Dans cette nouvelle formule, ils prennent tout le monde à contre-pied. D’abord, leurs CRS ont des états d’âme. Si la pièce a été conçue en plein état d’urgence (“le premier depuis la guerre d’Algérie”), elle précède les Gilets jaunes. Revue à la lueur de la coriace révolte française, elle rend leur propos encore plus iconoclaste. “La beauté du geste” pense à contre-courant : malgré leurs casques, leurs combinaisons noires de robocop, les forces de l’ordre font de la peine. On les entend souffler, gémir, on voit la sueur perler. Après les combats à mains nus de l’entraînement, c’est la restitution de la longue attente devant les émeutiers. “On écoute et on se montre comme à l’opéra. On fait les vaches, on respecte les rêves des gens, on ne juge pas, on laisse monter la plainte“. Les mains dans le dos, les honnies compagnies républicaines de sécurité sont les marionnettes spectrales, les idiots utiles d’un commandement de l’absurde (“Et s’il n’y avait personne au bout de la chaîne ?”). C’est mutique et dense comme du Beckett. Une jambe de femme s’échappe de l’uniforme, tente une valse. Ambiance trans et bas résille dans la caserne. Osé.

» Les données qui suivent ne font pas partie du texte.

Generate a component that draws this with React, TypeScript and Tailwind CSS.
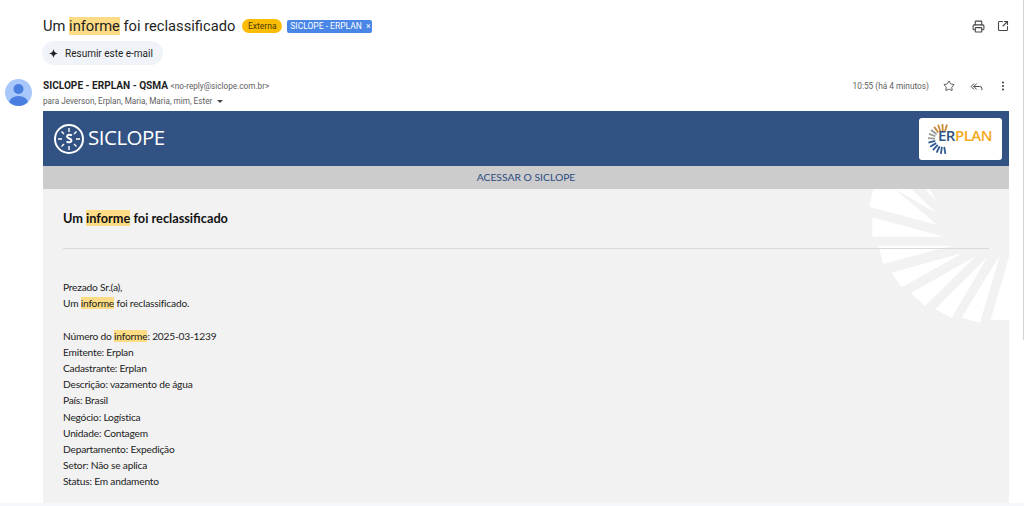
import React from "react";
import { Printer, SquareArrowOutUpRight, Star, ReplyAll, EllipsisVertical } from "lucide-react";

const Hl = ({ children }: { children: React.ReactNode }) => <span className="bg-[#fddc85]">{children}</span>;

const details = [
  "Emitente: Erplan",
  "Cadastrante: Erplan",
  "Descrição: vazamento de água",
  "País: Brasil",
  "Negócio: Logística",
  "Unidade: Contagem",
  "Departamento: Expedição",
  "Setor: Não se aplica",
  "Status: Em andamento",
];

// white rays behind the mail body
const rays = [
  "100,28 88,80 292,135 165,28",
  "165,28 288,98 215,28",
  "255,28 288,62 270,28",
  "97,112 97,170 312,170",
  "115,197 130,252 335,197",
  "155,278 185,322 370,218",
  "212,340 255,378 408,228",
  "285,388 335,413 442,232",
  "365,413 420,428 480,225",
  "452,420 507,420 507,230",
];

function SiclopeMark() {
  return (
    <svg width="32" height="32" viewBox="0 0 32 32" fill="none" stroke="white">
      <circle cx="16" cy="16" r="14" strokeWidth="2" />
      <path d="M16 5v4M16 23v4M5 16h4M23 16h4M8.5 8.5l2.5 2.5M21 21l2.500 2.500M23.500 8.500L21 11M11 21l-2.500 2.500" strokeWidth="1.400" />
      <path d="M19 12.500c-2-1.500-5-.8-5 1 0 2 4.500 2 4.500 4 0 1.800-3 2.500-5 1" strokeWidth="2" />
    </svg>
  );
}

function ErplanMark() {
  const spokes = [75, 92, 109, 126, 143, 160, 177, 194, 211, 228, 245, 262, 279];
  return (
    <svg width="22" height="30" viewBox="0 0 22 30" className="shrink-0">
      {spokes.map((a, i) => {
        const r = (a * Math.PI) / 180;
        const cx = 16;
        const cy = 15;
        return (
          <line
            key={a}
            x1={cx + 8 * Math.cos(r)}
            y1={cy - 8 * Math.sin(r)}
            x2={cx + 15 * Math.cos(r)}
            y2={cy - 15 * Math.sin(r)}
            stroke={i < 4 ? "#c98a3a" : i < 7 ? "#9a9a9a" : "#2f5a94"}
            strokeWidth="1.800"
          />
        );
      })}
    </svg>
  );
}

export default function App() {
  return (
    <div className="h-[506px] w-[1024px] overflow-hidden bg-white font-['Roboto',sans-serif] relative">
      <div className="h-[503px] flex flex-col">
        {/* Subject */}
        <div className="flex items-center pl-[43px] pr-[15px] h-[24px] mt-[14px]">
          <h1 className="text-[14.700px] leading-[24px] text-[#1f1f1f] font-normal">
            Um <Hl>informe</Hl> foi reclassificado
          </h1>
          <span className="ml-[7px] h-[14px] w-[40px] rounded-full bg-[#fbbc04] text-[#4a3a00] text-[8.500px] leading-[14px] text-center">Externa</span>
          <span className="ml-[5px] h-[13px] w-[85px] rounded-[2px] bg-[#4a86e8] text-white text-[8.500px] leading-[13px] pl-[3px] whitespace-nowrap">
            SICLOPE - ERPLAN <span className="ml-[2px]">×</span>
          </span>
          <div className="ml-auto flex items-center gap-[12px] text-[#444746]">
            <Printer size={13} strokeWidth={2} />
            <SquareArrowOutUpRight size={12} strokeWidth={2.200} />
          </div>
        </div>

        {/* Summarize */}
        <div className="pl-[42px] mt-[3px]">
          <button className="h-[24px] w-[121px] rounded-full bg-[#f0f4f9] flex items-center pl-[7px] text-[10px] text-[#1f1f1f]">
            <svg width="9" height="9" viewBox="0 0 10 10" className="mr-[7px]">
              <path d="M5 0C5.400 3 7 4.600 10 5 7 5.400 5.400 7 5 10 4.600 7 3 5.400 0 5 3 4.600 4.600 3 5 0Z" fill="#1f1f1f" />
            </svg>
            Resumir este e-mail
          </button>
        </div>

        {/* Sender */}
        <div className="flex mt-[14px] pl-[5px] pr-[15px] h-[32px]">
          <svg width="27" height="27" viewBox="0 0 27 27" className="shrink-0">
            <defs>
              <clipPath id="av"><circle cx="13.500" cy="13.500" r="13.500" /></clipPath>
            </defs>
            <g clipPath="url(#av)">
              <rect width="27" height="27" fill="#a8c7fa" />
              <circle cx="13.500" cy="10" r="5" fill="#4a7fe0" />
              <ellipse cx="13.500" cy="23.500" rx="9.500" ry="6.500" fill="#4a7fe0" />
            </g>
          </svg>
          <div className="ml-[11px] flex-1">
            <div className="text-[10.100px] leading-[13px] text-[#1f1f1f] whitespace-nowrap">
              <span className="font-bold">SICLOPE - ERPLAN - QSMA</span>{" "}
              <span className="text-[#5e5e5e] text-[8.200px]">&lt;no-reply@siclope.com.br&gt;</span>
            </div>
            <div className="text-[8.200px] leading-[13px] mt-[2px] text-[#5e5e5e] flex items-center whitespace-nowrap">
              para Jeverson, Erplan, Maria, Maria, mim, Ester
              <span className="ml-[5px] w-0 h-0 border-l-[3px] border-r-[3px] border-t-[3px] border-l-transparent border-r-transparent border-t-[#444746]" />
            </div>
          </div>
          <div className="flex items-start text-[#444746] h-[14px]">
            <span className="text-[8.300px] leading-[14px] text-[#5e5e5e] mr-[15px]">10:55 (há 4 minutos)</span>
            <Star size={12} strokeWidth={1.800} className="mr-[14px] mt-[1px] -translate-x-px" />
            <ReplyAll size={13} strokeWidth={1.800} className="mr-[14px] mt-[1px]" />
            <EllipsisVertical size={12} strokeWidth={2.400} className="mt-[1px]" />
          </div>
        </div>

        {/* Mail */}
        <div className="ml-[43px] w-[966px] flex-1 flex flex-col min-h-0 font-['Lato',sans-serif]">
          <div className="h-[55px] shrink-0 bg-[#315283] flex items-center justify-between pl-[10px] pr-[7px]">
            <div className="flex items-center gap-[3px]">
              <SiclopeMark />
              <span className="text-white text-[20.500px] leading-none font-['Open_Sans',sans-serif] tracking-[-0.5px] mb-[2px]">SICLOPE</span>
            </div>
            <div className="w-[83px] h-[42px] bg-white rounded-[3px] flex items-center pl-[8px]">
              <ErplanMark />
              <span className="text-[15px] font-['Open_Sans',sans-serif] font-semibold leading-none -ml-[11px] tracking-[-0.5px] mb-[6px]">
                <span className="text-[#315283]">ER</span>
                <span className="text-[#f5a91c]">PLAN</span>
              </span>
            </div>
          </div>
          <div className="h-[23px] shrink-0 bg-[#cccccc] text-center text-[10.350px] leading-[23px] text-[#2b4a80]">ACESSAR O SICLOPE</div>
          <div className="relative flex-1 bg-[#f2f2f2] px-[20px] overflow-hidden text-[#222222]">
            <svg width="169" height="150" viewBox="0 27 507 450" className="absolute right-0 top-0" fill="white">
              {rays.map((p) => (
                <polygon key={p} points={p} />
              ))}
            </svg>
            <div className="relative">
              <h2 className="text-[12.750px] leading-[17px] font-bold text-[#111111] mt-[21px]">
                Um <Hl>informe</Hl> foi reclassificado
              </h2>
              <div className="h-px bg-[#d9d9d9] mt-[21px]" />
              <div className="text-[10.200px] tracking-[-0.2px] leading-[16.200px] mt-[30px]">
                <p>Prezado Sr.(a),</p>
                <p>Um <Hl>informe</Hl> foi reclassificado.</p>
                <p className="mt-[16.200px]">Número do <Hl>informe</Hl>: 2025-03-1239</p>
                {details.map((d) => (
                  <p key={d}>{d}</p>
                ))}
              </div>
            </div>
          </div>
        </div>
      </div>
      <div className="h-[3px] bg-[#f4f8fc]" />
      <div className="absolute right-0 top-0 h-[340px] w-px bg-[#d4d4d4]" />
    </div>
  );
}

Un procès hilarant du théâtre

A la première partie qui se joue dans l’obscurité succède une seconde séquence très enlevée -et dans la lumière- où sont jugés tous les protagonistes : acteurs et spectateurs. Un concepteur de jeu vidéo bio , la mère d’un acteur, un spectateur bègue, la productrice du spectacle, un policier des Renseignements généraux. Pièce insidieuse, message douteux, affaire d’état : c’est un procès du théâtre qui suggère à Olivier Saccomano, à l’écriture, quelques morceaux de bravoure. Un peu débordé par sa propre éloquence : cela dure plus de 2 heures et demi. Sa langue, brillante, érudite, a des accents classiques, tout en élaborant une critique radicale du monde et à la fois chatoyante et enrichie de tous les jeux d’illusions shakespeariens. Jetant le trouble sur les apparences, il revient sur l’étiquette de populo-gauchisme qu’il s’emploie à décoller de son front.

Formidable réflexion sur le théâtre qui emprunte à tous les genres, frôlant le boulevard… Et s’offre une incursion vers le cinéma avec un Godard aux sentences génialement fumeuses qui dynamitent le plateau. Et surtout, cette surprise : “La beauté du geste” est drôle ! Exploitant un registre humoristique tout à fait inédit dans leur répertoire, Nathalie Garraud à la direction d’acteurs obtient beaucoup de ses acteurs qui nous régalent. Presque un peu en surrégime dans la fébrilité et l’enthousiasme de cette première du 3 octobre. Une nouvelle saison qui commence très bien.